§ **EXERCISE REQUIREMENTS**
Without the pictures, write out all the lines below exactly as they appear.

§ **RECORDED INFORMATION**
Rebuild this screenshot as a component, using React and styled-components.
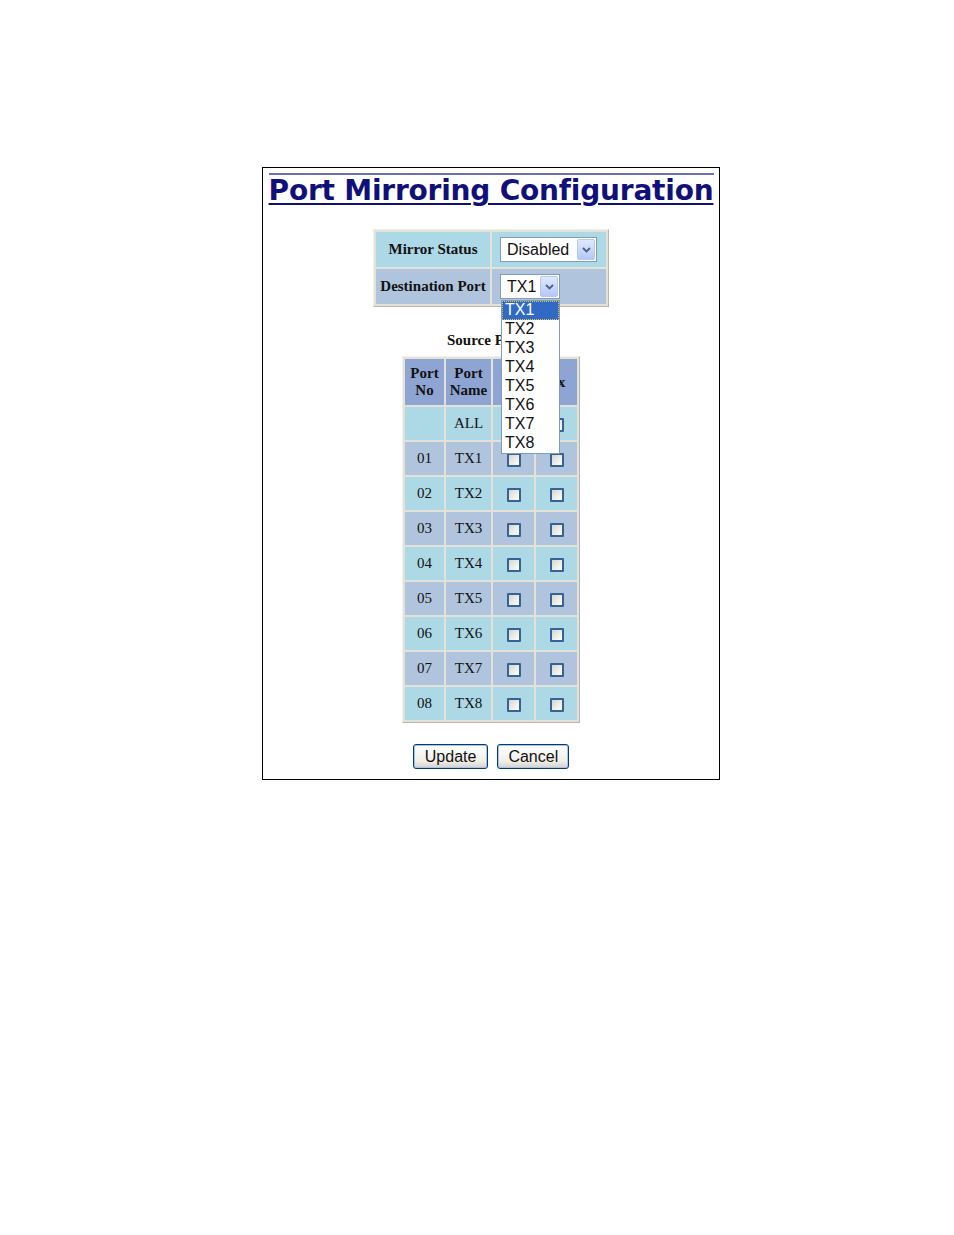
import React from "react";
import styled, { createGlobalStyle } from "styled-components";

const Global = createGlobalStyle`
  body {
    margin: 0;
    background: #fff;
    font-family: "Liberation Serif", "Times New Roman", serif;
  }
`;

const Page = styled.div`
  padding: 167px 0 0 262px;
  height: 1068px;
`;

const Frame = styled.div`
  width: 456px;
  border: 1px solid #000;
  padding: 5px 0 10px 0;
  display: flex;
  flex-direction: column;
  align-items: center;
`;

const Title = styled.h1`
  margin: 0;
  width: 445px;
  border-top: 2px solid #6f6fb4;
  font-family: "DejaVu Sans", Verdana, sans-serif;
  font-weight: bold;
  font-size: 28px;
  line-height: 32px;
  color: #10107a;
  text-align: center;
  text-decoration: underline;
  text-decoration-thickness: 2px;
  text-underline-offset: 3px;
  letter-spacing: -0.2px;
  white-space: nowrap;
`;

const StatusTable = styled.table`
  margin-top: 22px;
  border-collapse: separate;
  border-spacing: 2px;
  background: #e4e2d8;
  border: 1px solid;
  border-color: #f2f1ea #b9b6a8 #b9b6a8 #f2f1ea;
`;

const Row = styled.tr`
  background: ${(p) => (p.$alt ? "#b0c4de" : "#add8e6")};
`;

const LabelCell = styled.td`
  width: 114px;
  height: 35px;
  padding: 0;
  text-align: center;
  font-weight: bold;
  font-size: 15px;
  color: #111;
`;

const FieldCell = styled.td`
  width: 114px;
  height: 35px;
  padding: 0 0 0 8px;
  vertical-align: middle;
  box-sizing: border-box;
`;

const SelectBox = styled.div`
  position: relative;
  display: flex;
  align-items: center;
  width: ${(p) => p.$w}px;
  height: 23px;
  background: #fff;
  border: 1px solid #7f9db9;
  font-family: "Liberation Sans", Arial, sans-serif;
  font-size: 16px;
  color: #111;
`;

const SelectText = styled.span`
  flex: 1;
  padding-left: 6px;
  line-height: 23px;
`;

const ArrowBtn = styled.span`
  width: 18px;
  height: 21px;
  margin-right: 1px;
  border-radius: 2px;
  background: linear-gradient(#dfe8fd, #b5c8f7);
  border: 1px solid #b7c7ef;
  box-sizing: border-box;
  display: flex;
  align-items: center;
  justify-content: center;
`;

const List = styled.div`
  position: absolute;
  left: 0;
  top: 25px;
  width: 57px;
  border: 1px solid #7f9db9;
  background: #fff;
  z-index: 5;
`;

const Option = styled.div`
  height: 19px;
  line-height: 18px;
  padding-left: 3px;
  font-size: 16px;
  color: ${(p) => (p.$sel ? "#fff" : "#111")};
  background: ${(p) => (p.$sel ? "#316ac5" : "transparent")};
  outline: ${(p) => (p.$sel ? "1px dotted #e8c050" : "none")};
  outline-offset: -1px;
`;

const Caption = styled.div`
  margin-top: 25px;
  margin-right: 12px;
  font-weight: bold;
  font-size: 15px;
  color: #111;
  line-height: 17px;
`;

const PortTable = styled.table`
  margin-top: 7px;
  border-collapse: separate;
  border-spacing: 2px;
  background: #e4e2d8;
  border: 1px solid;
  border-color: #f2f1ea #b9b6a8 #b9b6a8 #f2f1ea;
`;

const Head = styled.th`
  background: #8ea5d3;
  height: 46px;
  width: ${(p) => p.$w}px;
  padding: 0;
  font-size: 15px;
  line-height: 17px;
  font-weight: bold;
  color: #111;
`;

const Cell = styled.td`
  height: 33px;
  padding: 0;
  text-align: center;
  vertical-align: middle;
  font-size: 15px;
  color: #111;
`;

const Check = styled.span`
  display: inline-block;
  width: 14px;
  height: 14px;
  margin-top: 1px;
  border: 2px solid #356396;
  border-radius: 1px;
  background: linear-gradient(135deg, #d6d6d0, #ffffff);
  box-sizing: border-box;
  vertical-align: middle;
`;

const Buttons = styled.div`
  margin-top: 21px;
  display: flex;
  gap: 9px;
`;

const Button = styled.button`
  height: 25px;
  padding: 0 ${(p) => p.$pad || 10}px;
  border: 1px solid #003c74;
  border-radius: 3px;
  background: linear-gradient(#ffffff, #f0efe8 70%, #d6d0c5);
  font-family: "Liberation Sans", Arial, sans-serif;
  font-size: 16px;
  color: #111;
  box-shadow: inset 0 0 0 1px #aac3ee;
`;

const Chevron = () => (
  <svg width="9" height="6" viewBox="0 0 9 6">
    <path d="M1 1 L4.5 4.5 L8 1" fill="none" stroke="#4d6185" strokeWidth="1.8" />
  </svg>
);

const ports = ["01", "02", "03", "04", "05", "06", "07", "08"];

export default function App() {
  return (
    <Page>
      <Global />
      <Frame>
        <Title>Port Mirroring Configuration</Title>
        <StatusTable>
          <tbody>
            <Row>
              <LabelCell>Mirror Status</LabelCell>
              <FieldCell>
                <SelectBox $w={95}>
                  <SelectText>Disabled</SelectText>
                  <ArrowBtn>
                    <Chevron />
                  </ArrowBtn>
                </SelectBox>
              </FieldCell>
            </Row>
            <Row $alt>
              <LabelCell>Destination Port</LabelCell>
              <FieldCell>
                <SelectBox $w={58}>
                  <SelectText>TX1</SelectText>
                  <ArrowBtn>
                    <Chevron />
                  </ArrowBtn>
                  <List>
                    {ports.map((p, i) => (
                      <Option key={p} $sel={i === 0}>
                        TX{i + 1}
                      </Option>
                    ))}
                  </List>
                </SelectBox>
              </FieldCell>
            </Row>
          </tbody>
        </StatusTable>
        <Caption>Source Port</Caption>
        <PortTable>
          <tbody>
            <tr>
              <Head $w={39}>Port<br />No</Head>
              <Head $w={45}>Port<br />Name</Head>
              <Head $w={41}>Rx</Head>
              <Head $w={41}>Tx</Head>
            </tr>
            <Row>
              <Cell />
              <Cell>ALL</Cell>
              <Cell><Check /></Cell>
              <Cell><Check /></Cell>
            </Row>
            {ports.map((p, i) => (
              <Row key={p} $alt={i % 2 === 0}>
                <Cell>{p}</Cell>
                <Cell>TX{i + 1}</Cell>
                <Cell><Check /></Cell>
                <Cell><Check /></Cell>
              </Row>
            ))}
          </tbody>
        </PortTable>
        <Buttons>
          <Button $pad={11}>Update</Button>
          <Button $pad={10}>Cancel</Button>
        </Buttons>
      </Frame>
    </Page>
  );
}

§ **THE ANSWER**
Rebuild this screenshot as a component, using React and styled-components.
import React from "react";
import styled, { createGlobalStyle } from "styled-components";

const Global = createGlobalStyle`
  body {
    margin: 0;
    background: #fff;
    font-family: "Liberation Serif", "Times New Roman", serif;
  }
`;

const Page = styled.div`
  padding: 167px 0 0 262px;
  height: 1068px;
`;

const Frame = styled.div`
  width: 456px;
  border: 1px solid #000;
  padding: 5px 0 10px 0;
  display: flex;
  flex-direction: column;
  align-items: center;
`;

const Title = styled.h1`
  margin: 0;
  width: 445px;
  border-top: 2px solid #6f6fb4;
  font-family: "DejaVu Sans", Verdana, sans-serif;
  font-weight: bold;
  font-size: 28px;
  line-height: 32px;
  color: #10107a;
  text-align: center;
  text-decoration: underline;
  text-decoration-thickness: 2px;
  text-underline-offset: 3px;
  letter-spacing: -0.2px;
  white-space: nowrap;
`;

const StatusTable = styled.table`
  margin-top: 22px;
  border-collapse: separate;
  border-spacing: 2px;
  background: #e4e2d8;
  border: 1px solid;
  border-color: #f2f1ea #b9b6a8 #b9b6a8 #f2f1ea;
`;

const Row = styled.tr`
  background: ${(p) => (p.$alt ? "#b0c4de" : "#add8e6")};
`;

const LabelCell = styled.td`
  width: 114px;
  height: 35px;
  padding: 0;
  text-align: center;
  font-weight: bold;
  font-size: 15px;
  color: #111;
`;

const FieldCell = styled.td`
  width: 114px;
  height: 35px;
  padding: 0 0 0 8px;
  vertical-align: middle;
  box-sizing: border-box;
`;

const SelectBox = styled.div`
  position: relative;
  display: flex;
  align-items: center;
  width: ${(p) => p.$w}px;
  height: 23px;
  background: #fff;
  border: 1px solid #7f9db9;
  font-family: "Liberation Sans", Arial, sans-serif;
  font-size: 16px;
  color: #111;
`;

const SelectText = styled.span`
  flex: 1;
  padding-left: 6px;
  line-height: 23px;
`;

const ArrowBtn = styled.span`
  width: 18px;
  height: 21px;
  margin-right: 1px;
  border-radius: 2px;
  background: linear-gradient(#dfe8fd, #b5c8f7);
  border: 1px solid #b7c7ef;
  box-sizing: border-box;
  display: flex;
  align-items: center;
  justify-content: center;
`;

const List = styled.div`
  position: absolute;
  left: 0;
  top: 25px;
  width: 57px;
  border: 1px solid #7f9db9;
  background: #fff;
  z-index: 5;
`;

const Option = styled.div`
  height: 19px;
  line-height: 18px;
  padding-left: 3px;
  font-size: 16px;
  color: ${(p) => (p.$sel ? "#fff" : "#111")};
  background: ${(p) => (p.$sel ? "#316ac5" : "transparent")};
  outline: ${(p) => (p.$sel ? "1px dotted #e8c050" : "none")};
  outline-offset: -1px;
`;

const Caption = styled.div`
  margin-top: 25px;
  margin-right: 12px;
  font-weight: bold;
  font-size: 15px;
  color: #111;
  line-height: 17px;
`;

const PortTable = styled.table`
  margin-top: 7px;
  border-collapse: separate;
  border-spacing: 2px;
  background: #e4e2d8;
  border: 1px solid;
  border-color: #f2f1ea #b9b6a8 #b9b6a8 #f2f1ea;
`;

const Head = styled.th`
  background: #8ea5d3;
  height: 46px;
  width: ${(p) => p.$w}px;
  padding: 0;
  font-size: 15px;
  line-height: 17px;
  font-weight: bold;
  color: #111;
`;

const Cell = styled.td`
  height: 33px;
  padding: 0;
  text-align: center;
  vertical-align: middle;
  font-size: 15px;
  color: #111;
`;

const Check = styled.span`
  display: inline-block;
  width: 14px;
  height: 14px;
  margin-top: 1px;
  border: 2px solid #356396;
  border-radius: 1px;
  background: linear-gradient(135deg, #d6d6d0, #ffffff);
  box-sizing: border-box;
  vertical-align: middle;
`;

const Buttons = styled.div`
  margin-top: 21px;
  display: flex;
  gap: 9px;
`;

const Button = styled.button`
  height: 25px;
  padding: 0 ${(p) => p.$pad || 10}px;
  border: 1px solid #003c74;
  border-radius: 3px;
  background: linear-gradient(#ffffff, #f0efe8 70%, #d6d0c5);
  font-family: "Liberation Sans", Arial, sans-serif;
  font-size: 16px;
  color: #111;
  box-shadow: inset 0 0 0 1px #aac3ee;
`;

const Chevron = () => (
  <svg width="9" height="6" viewBox="0 0 9 6">
    <path d="M1 1 L4.5 4.5 L8 1" fill="none" stroke="#4d6185" strokeWidth="1.8" />
  </svg>
);

const ports = ["01", "02", "03", "04", "05", "06", "07", "08"];

export default function App() {
  return (
    <Page>
      <Global />
      <Frame>
        <Title>Port Mirroring Configuration</Title>
        <StatusTable>
          <tbody>
            <Row>
              <LabelCell>Mirror Status</LabelCell>
              <FieldCell>
                <SelectBox $w={95}>
                  <SelectText>Disabled</SelectText>
                  <ArrowBtn>
                    <Chevron />
                  </ArrowBtn>
                </SelectBox>
              </FieldCell>
            </Row>
            <Row $alt>
              <LabelCell>Destination Port</LabelCell>
              <FieldCell>
                <SelectBox $w={58}>
                  <SelectText>TX1</SelectText>
                  <ArrowBtn>
                    <Chevron />
                  </ArrowBtn>
                  <List>
                    {ports.map((p, i) => (
                      <Option key={p} $sel={i === 0}>
                        TX{i + 1}
                      </Option>
                    ))}
                  </List>
                </SelectBox>
              </FieldCell>
            </Row>
          </tbody>
        </StatusTable>
        <Caption>Source Port</Caption>
        <PortTable>
          <tbody>
            <tr>
              <Head $w={39}>Port<br />No</Head>
              <Head $w={45}>Port<br />Name</Head>
              <Head $w={41}>Rx</Head>
              <Head $w={41}>Tx</Head>
            </tr>
            <Row>
              <Cell />
              <Cell>ALL</Cell>
              <Cell><Check /></Cell>
              <Cell><Check /></Cell>
            </Row>
            {ports.map((p, i) => (
              <Row key={p} $alt={i % 2 === 0}>
                <Cell>{p}</Cell>
                <Cell>TX{i + 1}</Cell>
                <Cell><Check /></Cell>
                <Cell><Check /></Cell>
              </Row>
            ))}
          </tbody>
        </PortTable>
        <Buttons>
          <Button $pad={11}>Update</Button>
          <Button $pad={10}>Cancel</Button>
        </Buttons>
      </Frame>
    </Page>
  );
}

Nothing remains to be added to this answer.